E' anche fondato il rilievo secondo il quale il reato di uccellagione non può essere integrato quando per il numero e per le caratteristiche della fauna selvatica catturata nonché per l'attrezzatura rivenuta sia possibile ammettere, senza alcun dubbio, la predisposizione alla cattura di qualche singolo esemplare, con la conseguenza che non è configurabile il reato di uccellagione quando il materiale sequestrato sia inidoneo e del tutto incompatibile ai fini dell'integrazione di tale fattispecie di reato, proprio perché essa è diretta alla cattura di un numero indiscriminato di esemplari, ivi compresi quelli dei quali la cattura è vietata in modo assoluto, mentre la caccia con mezzi vietati è diretta alla cattura di singoli e specifici esemplari, fermo restando che costituisce uccellagione la cattura da uccelli con "reti da uccellagione" indipendentemente dal fatto che gli uccelli catturati siano abbattuti o mantenuti in vita.

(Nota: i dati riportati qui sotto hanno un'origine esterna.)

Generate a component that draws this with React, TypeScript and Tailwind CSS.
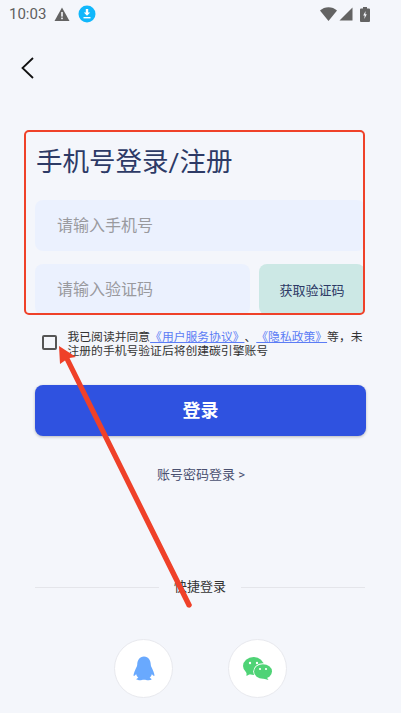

Effettivamente, nel caso in esame, non risulta in alcun modo provata, e nemmeno in fatto contestata al ricorrente, una qualsivoglia ipotesi di abbattimento o di uccisione indiscriminata di esemplari di fauna selvatica, con la conseguenza che la condotta va riqualificata e il fatto di reato va individuato nella fattispecie di cui all'articolo 30, lettera h), della legge n. 157 del 1992.
3. Tuttavia, nulla consegue dalla riqualificazione dell'imputazione, neppure sotto il profilo del trattamento sanzionatorio (unica ragione che sostiene il concreto interesse al ricorso), perché la pena inflitta al ricorrente per tutti i reati in ordine ai quali egli ha riportato condanna è stata già determinata, pur considerando il più grave reato di uccellagione invece che di caccia con uso di mezzi vietati, in misura inferiore ad ogni possibile minimo edittale, dovendosi considerare che tra i reati contestati quello più grave va identificato nell'articolo 4 della legge 14 aprile 1975, n. 110 che prevede la pena dell'arresto da sei mesi a due anni e l'ammenda da 1000 a euro 10.000, laddove il ricorrente ha riportato una condanna alla pena di quattro mesi di arresto ed euro 150 di ammenda.
Orbene, tenuto conto che al ricorrente non sono state neppure concesse le attenuanti generiche e che, sul punto, nessun motivo di impugnazione è stato sollevato, la pena, come erroneamente determinata dai giudici del merito, non è suscettibile di ulteriori diminuzioni perché già commisurata in violazione dei minimi edittali.
Infatti, in tema di impugnazioni, il divieto di "reformatio in peius" così come esclude che, nel caso di impugnazione del solo imputato, il giudice dell'impugnazione possa rideterminare, in danno dell'imputato stesso, la pena già in precedenza commisurata al di sotto dei minimi edittali, sia pure nel caso in cui pronunci sentenza assolutoria per uno dei reati contestati o proceda alla derubricazione di uno di essi, allo stesso modo il divieto di "reformatio in peius" non è infranto dal giudice dell'impugnazione che, nel pronunciare sentenza parzialmente assolutoria per uno dei reati in continuazione o derubricando uno di essi, non provvede a ridurre la pena complessiva per aver il precedente giudice determinato la pena base in misura inferiore al minimo edittale, ciò in quanto l'obbligo imposto dall'art. 597, comma quarto, cod. proc. pen. presuppone che la pena da ridurre sia stata determinata in maniera legale, ovvero in misura eguale o superiore al minimo edittale (Sez. 3, n. 39882 del 03/10/2007, Costanzo, Rv. 238009).
Consegue, pertanto, il rigetto del ricorso nel resto.
P.Q.M.
Qualifica il fatto di cui al capo b) ai sensi dell'articolo 30, lettera h) legge 157 del 1992 e rigetta nel resto il ricorso.